What you have to do:
Write out the listing below without alteration, omitting its pictures.

▬▬▬▬▬▬▬▬▬▬

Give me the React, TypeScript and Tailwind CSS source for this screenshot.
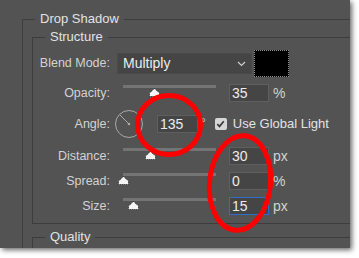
const font = { fontFamily: '"Liberation Sans", Arial, sans-serif' };

function Thumb({ left }: { left: number }) {
  return (
    <svg
      width="11"
      height="9"
      viewBox="0 0 11 9"
      className="absolute top-[4px]"
      style={{ left: left - 5.5 }}
    >
      <polygon
        points="5.5,0.5 10.5,5 10.5,8.5 0.5,8.5 0.5,5"
        fill="#f4f4f4"
        stroke="#222"
        strokeWidth="1"
        strokeDasharray="1 1"
      />
    </svg>
  );
}

function SliderRow({
  label,
  value,
  unit,
  thumb,
  focused,
  mt,
}: {
  label: string;
  value: string;
  unit: string;
  thumb: number;
  focused?: boolean;
  mt: string;
}) {
  return (
    <div className={`flex h-[18px] items-center ${mt}`}>
      <div className="w-[77px] text-right text-[12.5px] text-[#d2d2d2]">{label}</div>
      <div className="relative ml-[13px] h-full w-[93px]">
        <div className="mt-[1px] h-[3px] w-full bg-[#747474]" />
        <Thumb left={thumb} />
      </div>
      <div
        className={`ml-[13px] flex h-[18px] w-[40px] items-center border pl-[2px] text-[14px] text-[#ececec] bg-[#454545] ${
          focused ? "border-[#2d6fc0]" : "border-[#5f5f5f]"
        }`}
      >
        {value}
      </div>
      <div className="ml-[4px] text-[14px] text-[#d2d2d2]">{unit}</div>
    </div>
  );
}

export default function App() {
  return (
    <div className="h-[258px] w-[359px] bg-white" style={font}>
      <div className="relative h-[248px] w-[350px] overflow-hidden bg-[#535353] shadow-[2px_2px_5px_rgba(0,0,0,0.6)]">
        <div className="pl-[22px] pt-[11px]">
          {/* Drop Shadow */}
          <fieldset className="w-[400px] border-l border-t border-[#3d3d3d]">
            <legend className="ml-[12px] px-[5px] text-[13px] leading-4 text-[#e2e2e2]">
              Drop Shadow
            </legend>

            {/* Structure */}
            <fieldset className="ml-[9px] mt-[2px] border-b border-l border-t border-[#3d3d3d] pb-[8px]">
              <legend className="ml-[12px] px-[5px] text-[13px] leading-4 text-[#e2e2e2]">
                Structure
              </legend>

              <div className="mt-[5px] flex h-[27px] items-center">
                <div className="w-[77px] text-right text-[12.5px] text-[#d2d2d2]">Blend Mode:</div>
                <div className="ml-[7px] flex h-[21px] w-[135px] items-center justify-between border border-[#4a4a4a] bg-[#454545] pl-[5px] pr-[5px] text-[14px] text-[#ececec]">
                  <span>Multiply</span>
                  <svg width="9" height="6" viewBox="0 0 9 6">
                    <path d="M1 1 L4.5 4.5 L8 1" fill="none" stroke="#cfcfcf" strokeWidth="1.2" />
                  </svg>
                </div>
                <div className="ml-[2px] h-[27px] w-[35px] border border-dotted border-[#8a8a8a] bg-black" />
              </div>

              <SliderRow label="Opacity:" value="35" unit="%" thumb={31} mt="mt-[7px]" />

              <div className="mt-[8px] flex h-[28px] items-center">
                <div className="w-[77px] text-right text-[12.5px] text-[#d2d2d2]">Angle:</div>
                <svg width="28" height="28" viewBox="0 0 28 28" className="ml-[5px]">
                  <circle cx="14" cy="14" r="13.5" fill="none" stroke="#a8a8a8" strokeWidth="1" />
                  <line x1="14" y1="14" x2="4.8" y2="4.8" stroke="#a8a8a8" strokeWidth="1" />
                  <circle cx="14" cy="14" r="1.3" fill="#a8a8a8" />
                </svg>
                <div className="ml-[14px] flex h-[18px] w-[41px] items-center border border-[#5f5f5f] bg-[#454545] pl-[2px] text-[14px] text-[#ececec]">
                  135
                </div>
                <div className="ml-[3px] self-start pt-[4px] text-[12px] text-[#d2d2d2]">°</div>
                <div className="ml-[9px] flex h-[12px] w-[12px] items-center justify-center rounded-[2px] bg-[#d6d6d6]">
                  <svg width="9" height="8" viewBox="0 0 9 8">
                    <path d="M1.3 4.2 L3.5 6.4 L7.8 1.3" fill="none" stroke="#3a3a3a" strokeWidth="1.7" />
                  </svg>
                </div>
                <div className="ml-[6px] text-[13px] text-[#e2e2e2]">Use Global Light</div>
              </div>

              <SliderRow label="Distance:" value="30" unit="px" thumb={27} mt="mt-[9px]" />
              <SliderRow label="Spread:" value="0" unit="%" thumb={0} mt="mt-[7px]" />
              <SliderRow label="Size:" value="15" unit="px" thumb={10} focused mt="mt-[7px]" />
            </fieldset>

            {/* Quality */}
            <fieldset className="ml-[9px] mt-[5px] h-[40px] border-l border-t border-[#3d3d3d]">
              <legend className="ml-[12px] px-[5px] text-[13px] leading-4 text-[#e2e2e2]">
                Quality
              </legend>
            </fieldset>
          </fieldset>
        </div>

        {/* red annotations */}
        <svg width="350" height="248" className="pointer-events-none absolute left-0 top-0">
          <ellipse cx="169" cy="125" rx="31.5" ry="29.5" fill="none" stroke="#ff0000" strokeWidth="5" />
          <ellipse
            cx="240"
            cy="183"
            rx="30.5"
            ry="47.5"
            fill="none"
            stroke="#ff0000"
            strokeWidth="5"
            transform="rotate(6 240 183)"
          />
        </svg>
      </div>
    </div>
  );
}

▬▬▬▬▬▬▬▬▬▬

Result:
Give me the React, TypeScript and Tailwind CSS source for this screenshot.
const font = { fontFamily: '"Liberation Sans", Arial, sans-serif' };

function Thumb({ left }: { left: number }) {
  return (
    <svg
      width="11"
      height="9"
      viewBox="0 0 11 9"
      className="absolute top-[4px]"
      style={{ left: left - 5.5 }}
    >
      <polygon
        points="5.5,0.5 10.5,5 10.5,8.5 0.5,8.5 0.5,5"
        fill="#f4f4f4"
        stroke="#222"
        strokeWidth="1"
        strokeDasharray="1 1"
      />
    </svg>
  );
}

function SliderRow({
  label,
  value,
  unit,
  thumb,
  focused,
  mt,
}: {
  label: string;
  value: string;
  unit: string;
  thumb: number;
  focused?: boolean;
  mt: string;
}) {
  return (
    <div className={`flex h-[18px] items-center ${mt}`}>
      <div className="w-[77px] text-right text-[12.5px] text-[#d2d2d2]">{label}</div>
      <div className="relative ml-[13px] h-full w-[93px]">
        <div className="mt-[1px] h-[3px] w-full bg-[#747474]" />
        <Thumb left={thumb} />
      </div>
      <div
        className={`ml-[13px] flex h-[18px] w-[40px] items-center border pl-[2px] text-[14px] text-[#ececec] bg-[#454545] ${
          focused ? "border-[#2d6fc0]" : "border-[#5f5f5f]"
        }`}
      >
        {value}
      </div>
      <div className="ml-[4px] text-[14px] text-[#d2d2d2]">{unit}</div>
    </div>
  );
}

export default function App() {
  return (
    <div className="h-[258px] w-[359px] bg-white" style={font}>
      <div className="relative h-[248px] w-[350px] overflow-hidden bg-[#535353] shadow-[2px_2px_5px_rgba(0,0,0,0.6)]">
        <div className="pl-[22px] pt-[11px]">
          {/* Drop Shadow */}
          <fieldset className="w-[400px] border-l border-t border-[#3d3d3d]">
            <legend className="ml-[12px] px-[5px] text-[13px] leading-4 text-[#e2e2e2]">
              Drop Shadow
            </legend>

            {/* Structure */}
            <fieldset className="ml-[9px] mt-[2px] border-b border-l border-t border-[#3d3d3d] pb-[8px]">
              <legend className="ml-[12px] px-[5px] text-[13px] leading-4 text-[#e2e2e2]">
                Structure
              </legend>

              <div className="mt-[5px] flex h-[27px] items-center">
                <div className="w-[77px] text-right text-[12.5px] text-[#d2d2d2]">Blend Mode:</div>
                <div className="ml-[7px] flex h-[21px] w-[135px] items-center justify-between border border-[#4a4a4a] bg-[#454545] pl-[5px] pr-[5px] text-[14px] text-[#ececec]">
                  <span>Multiply</span>
                  <svg width="9" height="6" viewBox="0 0 9 6">
                    <path d="M1 1 L4.5 4.5 L8 1" fill="none" stroke="#cfcfcf" strokeWidth="1.2" />
                  </svg>
                </div>
                <div className="ml-[2px] h-[27px] w-[35px] border border-dotted border-[#8a8a8a] bg-black" />
              </div>

              <SliderRow label="Opacity:" value="35" unit="%" thumb={31} mt="mt-[7px]" />

              <div className="mt-[8px] flex h-[28px] items-center">
                <div className="w-[77px] text-right text-[12.5px] text-[#d2d2d2]">Angle:</div>
                <svg width="28" height="28" viewBox="0 0 28 28" className="ml-[5px]">
                  <circle cx="14" cy="14" r="13.5" fill="none" stroke="#a8a8a8" strokeWidth="1" />
                  <line x1="14" y1="14" x2="4.8" y2="4.8" stroke="#a8a8a8" strokeWidth="1" />
                  <circle cx="14" cy="14" r="1.3" fill="#a8a8a8" />
                </svg>
                <div className="ml-[14px] flex h-[18px] w-[41px] items-center border border-[#5f5f5f] bg-[#454545] pl-[2px] text-[14px] text-[#ececec]">
                  135
                </div>
                <div className="ml-[3px] self-start pt-[4px] text-[12px] text-[#d2d2d2]">°</div>
                <div className="ml-[9px] flex h-[12px] w-[12px] items-center justify-center rounded-[2px] bg-[#d6d6d6]">
                  <svg width="9" height="8" viewBox="0 0 9 8">
                    <path d="M1.3 4.2 L3.5 6.4 L7.8 1.3" fill="none" stroke="#3a3a3a" strokeWidth="1.7" />
                  </svg>
                </div>
                <div className="ml-[6px] text-[13px] text-[#e2e2e2]">Use Global Light</div>
              </div>

              <SliderRow label="Distance:" value="30" unit="px" thumb={27} mt="mt-[9px]" />
              <SliderRow label="Spread:" value="0" unit="%" thumb={0} mt="mt-[7px]" />
              <SliderRow label="Size:" value="15" unit="px" thumb={10} focused mt="mt-[7px]" />
            </fieldset>

            {/* Quality */}
            <fieldset className="ml-[9px] mt-[5px] h-[40px] border-l border-t border-[#3d3d3d]">
              <legend className="ml-[12px] px-[5px] text-[13px] leading-4 text-[#e2e2e2]">
                Quality
              </legend>
            </fieldset>
          </fieldset>
        </div>

        {/* red annotations */}
        <svg width="350" height="248" className="pointer-events-none absolute left-0 top-0">
          <ellipse cx="169" cy="125" rx="31.5" ry="29.5" fill="none" stroke="#ff0000" strokeWidth="5" />
          <ellipse
            cx="240"
            cy="183"
            rx="30.5"
            ry="47.5"
            fill="none"
            stroke="#ff0000"
            strokeWidth="5"
            transform="rotate(6 240 183)"
          />
        </svg>
      </div>
    </div>
  );
}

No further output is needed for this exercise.